Zardari, who was President from 2008 till 2013, was earlier imprisoned on separate corruption charges in the 1990s and early 2000s.
He has spent nearly 11 years in prison in connection with different cases.
According to Geo News, the NAB is expected to keep Zardari in the bureau's lockup. Zardari and Talpur now have the option of appealing the IHC judgment in the apex court.
The FIA is investigating 32 people in relation to money laundering from fictitious accounts, including Zardari and Talpur. Zardari's close aide Hussain Lawai was arrested in July 2018 in connection with the probe.
The former President's other close aides, Omni Group Chairman Anwar Majeed and his son, Abdul Ghani, were arrested by the FIA in August 2018.
The "benami" accounts in some private banks were opened in 2013, 2014 and 2015 from where transactions worth billions of rupees were made, reports say.
The amount is said to be black money gathered from various kickbacks, commissions and bribes.

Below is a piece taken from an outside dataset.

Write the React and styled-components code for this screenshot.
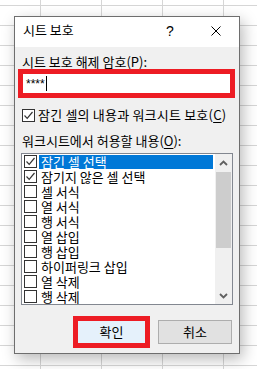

PPP Chairperson Bilawal Bhutto-Zardari urged party workers to remain calm. "The people have never accepted controversial court verdicts. The PPP believes in the rule of law despite biased court decisions," he was quoted as saying by Dawn.
A number of PPP workers in Lahore protested against the IHC decision. They blocked the Metro Bus track, burnt tyres and chanted slogans against the government.